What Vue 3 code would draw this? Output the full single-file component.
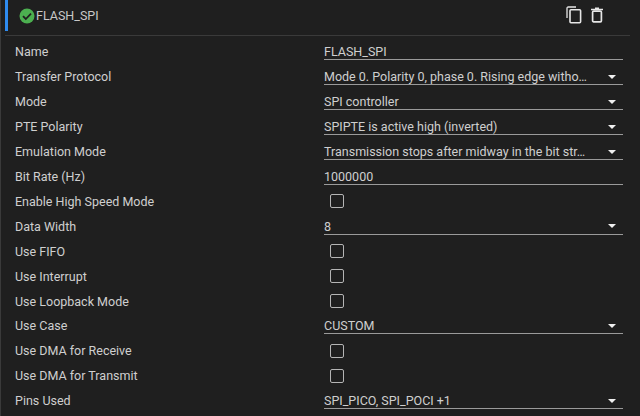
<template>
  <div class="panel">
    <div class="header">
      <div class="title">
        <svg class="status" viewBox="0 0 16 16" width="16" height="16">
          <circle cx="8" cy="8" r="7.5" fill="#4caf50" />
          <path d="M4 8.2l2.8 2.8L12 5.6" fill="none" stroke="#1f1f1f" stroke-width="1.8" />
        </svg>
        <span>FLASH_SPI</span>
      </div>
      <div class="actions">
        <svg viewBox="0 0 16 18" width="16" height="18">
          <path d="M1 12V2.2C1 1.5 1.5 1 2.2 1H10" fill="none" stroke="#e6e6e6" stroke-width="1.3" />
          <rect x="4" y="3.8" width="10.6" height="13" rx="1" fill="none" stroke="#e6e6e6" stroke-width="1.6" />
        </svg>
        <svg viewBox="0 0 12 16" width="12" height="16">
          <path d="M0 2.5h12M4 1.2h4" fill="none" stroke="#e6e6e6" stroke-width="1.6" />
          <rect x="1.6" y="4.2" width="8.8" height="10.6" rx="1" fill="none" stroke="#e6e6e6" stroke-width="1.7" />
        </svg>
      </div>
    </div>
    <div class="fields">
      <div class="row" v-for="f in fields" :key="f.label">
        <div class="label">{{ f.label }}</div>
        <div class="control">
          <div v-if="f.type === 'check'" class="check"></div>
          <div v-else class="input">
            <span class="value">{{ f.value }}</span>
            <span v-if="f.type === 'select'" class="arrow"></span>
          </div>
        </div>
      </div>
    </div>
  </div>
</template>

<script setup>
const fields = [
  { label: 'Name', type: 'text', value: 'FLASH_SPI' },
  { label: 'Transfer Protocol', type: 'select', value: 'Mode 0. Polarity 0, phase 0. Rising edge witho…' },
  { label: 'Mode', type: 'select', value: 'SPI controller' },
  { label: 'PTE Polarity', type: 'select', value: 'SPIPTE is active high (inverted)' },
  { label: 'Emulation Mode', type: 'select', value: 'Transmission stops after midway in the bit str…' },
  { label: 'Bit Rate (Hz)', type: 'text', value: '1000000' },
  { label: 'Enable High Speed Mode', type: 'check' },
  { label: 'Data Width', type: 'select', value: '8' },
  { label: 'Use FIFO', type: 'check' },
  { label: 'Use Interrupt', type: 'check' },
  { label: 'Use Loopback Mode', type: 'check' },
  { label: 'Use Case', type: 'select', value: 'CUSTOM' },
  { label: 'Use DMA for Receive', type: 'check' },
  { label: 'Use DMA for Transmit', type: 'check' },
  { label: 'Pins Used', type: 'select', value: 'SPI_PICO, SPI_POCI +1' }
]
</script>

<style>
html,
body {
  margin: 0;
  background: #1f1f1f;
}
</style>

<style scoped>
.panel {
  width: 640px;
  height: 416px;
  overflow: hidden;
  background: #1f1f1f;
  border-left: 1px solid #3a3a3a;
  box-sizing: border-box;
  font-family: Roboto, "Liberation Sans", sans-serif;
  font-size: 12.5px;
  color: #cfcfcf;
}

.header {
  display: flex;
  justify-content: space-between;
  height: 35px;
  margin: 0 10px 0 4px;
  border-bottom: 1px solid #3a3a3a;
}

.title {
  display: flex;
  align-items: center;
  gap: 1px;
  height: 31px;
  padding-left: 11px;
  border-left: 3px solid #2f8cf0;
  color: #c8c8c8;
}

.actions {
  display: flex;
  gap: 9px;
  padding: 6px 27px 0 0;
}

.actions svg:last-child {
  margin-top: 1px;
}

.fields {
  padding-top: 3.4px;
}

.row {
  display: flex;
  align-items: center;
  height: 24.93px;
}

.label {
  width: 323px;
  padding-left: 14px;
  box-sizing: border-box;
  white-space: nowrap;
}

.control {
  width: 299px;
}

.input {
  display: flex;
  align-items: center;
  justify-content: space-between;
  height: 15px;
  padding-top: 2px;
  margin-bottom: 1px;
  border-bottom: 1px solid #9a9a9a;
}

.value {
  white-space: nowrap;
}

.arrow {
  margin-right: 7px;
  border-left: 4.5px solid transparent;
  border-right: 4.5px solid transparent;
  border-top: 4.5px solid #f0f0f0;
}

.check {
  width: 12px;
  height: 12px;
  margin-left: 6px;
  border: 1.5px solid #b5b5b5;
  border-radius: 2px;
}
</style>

**Problem to solve**
All of the lines above should be printed exactly, minus the pictures.

**Answer to the exercise**
What Vue 3 code would draw this? Output the full single-file component.
<template>
  <div class="panel">
    <div class="header">
      <div class="title">
        <svg class="status" viewBox="0 0 16 16" width="16" height="16">
          <circle cx="8" cy="8" r="7.5" fill="#4caf50" />
          <path d="M4 8.2l2.8 2.8L12 5.6" fill="none" stroke="#1f1f1f" stroke-width="1.8" />
        </svg>
        <span>FLASH_SPI</span>
      </div>
      <div class="actions">
        <svg viewBox="0 0 16 18" width="16" height="18">
          <path d="M1 12V2.2C1 1.5 1.5 1 2.2 1H10" fill="none" stroke="#e6e6e6" stroke-width="1.3" />
          <rect x="4" y="3.8" width="10.6" height="13" rx="1" fill="none" stroke="#e6e6e6" stroke-width="1.6" />
        </svg>
        <svg viewBox="0 0 12 16" width="12" height="16">
          <path d="M0 2.5h12M4 1.2h4" fill="none" stroke="#e6e6e6" stroke-width="1.6" />
          <rect x="1.6" y="4.2" width="8.8" height="10.6" rx="1" fill="none" stroke="#e6e6e6" stroke-width="1.7" />
        </svg>
      </div>
    </div>
    <div class="fields">
      <div class="row" v-for="f in fields" :key="f.label">
        <div class="label">{{ f.label }}</div>
        <div class="control">
          <div v-if="f.type === 'check'" class="check"></div>
          <div v-else class="input">
            <span class="value">{{ f.value }}</span>
            <span v-if="f.type === 'select'" class="arrow"></span>
          </div>
        </div>
      </div>
    </div>
  </div>
</template>

<script setup>
const fields = [
  { label: 'Name', type: 'text', value: 'FLASH_SPI' },
  { label: 'Transfer Protocol', type: 'select', value: 'Mode 0. Polarity 0, phase 0. Rising edge witho…' },
  { label: 'Mode', type: 'select', value: 'SPI controller' },
  { label: 'PTE Polarity', type: 'select', value: 'SPIPTE is active high (inverted)' },
  { label: 'Emulation Mode', type: 'select', value: 'Transmission stops after midway in the bit str…' },
  { label: 'Bit Rate (Hz)', type: 'text', value: '1000000' },
  { label: 'Enable High Speed Mode', type: 'check' },
  { label: 'Data Width', type: 'select', value: '8' },
  { label: 'Use FIFO', type: 'check' },
  { label: 'Use Interrupt', type: 'check' },
  { label: 'Use Loopback Mode', type: 'check' },
  { label: 'Use Case', type: 'select', value: 'CUSTOM' },
  { label: 'Use DMA for Receive', type: 'check' },
  { label: 'Use DMA for Transmit', type: 'check' },
  { label: 'Pins Used', type: 'select', value: 'SPI_PICO, SPI_POCI +1' }
]
</script>

<style>
html,
body {
  margin: 0;
  background: #1f1f1f;
}
</style>

<style scoped>
.panel {
  width: 640px;
  height: 416px;
  overflow: hidden;
  background: #1f1f1f;
  border-left: 1px solid #3a3a3a;
  box-sizing: border-box;
  font-family: Roboto, "Liberation Sans", sans-serif;
  font-size: 12.5px;
  color: #cfcfcf;
}

.header {
  display: flex;
  justify-content: space-between;
  height: 35px;
  margin: 0 10px 0 4px;
  border-bottom: 1px solid #3a3a3a;
}

.title {
  display: flex;
  align-items: center;
  gap: 1px;
  height: 31px;
  padding-left: 11px;
  border-left: 3px solid #2f8cf0;
  color: #c8c8c8;
}

.actions {
  display: flex;
  gap: 9px;
  padding: 6px 27px 0 0;
}

.actions svg:last-child {
  margin-top: 1px;
}

.fields {
  padding-top: 3.4px;
}

.row {
  display: flex;
  align-items: center;
  height: 24.93px;
}

.label {
  width: 323px;
  padding-left: 14px;
  box-sizing: border-box;
  white-space: nowrap;
}

.control {
  width: 299px;
}

.input {
  display: flex;
  align-items: center;
  justify-content: space-between;
  height: 15px;
  padding-top: 2px;
  margin-bottom: 1px;
  border-bottom: 1px solid #9a9a9a;
}

.value {
  white-space: nowrap;
}

.arrow {
  margin-right: 7px;
  border-left: 4.5px solid transparent;
  border-right: 4.5px solid transparent;
  border-top: 4.5px solid #f0f0f0;
}

.check {
  width: 12px;
  height: 12px;
  margin-left: 6px;
  border: 1.5px solid #b5b5b5;
  border-radius: 2px;
}
</style>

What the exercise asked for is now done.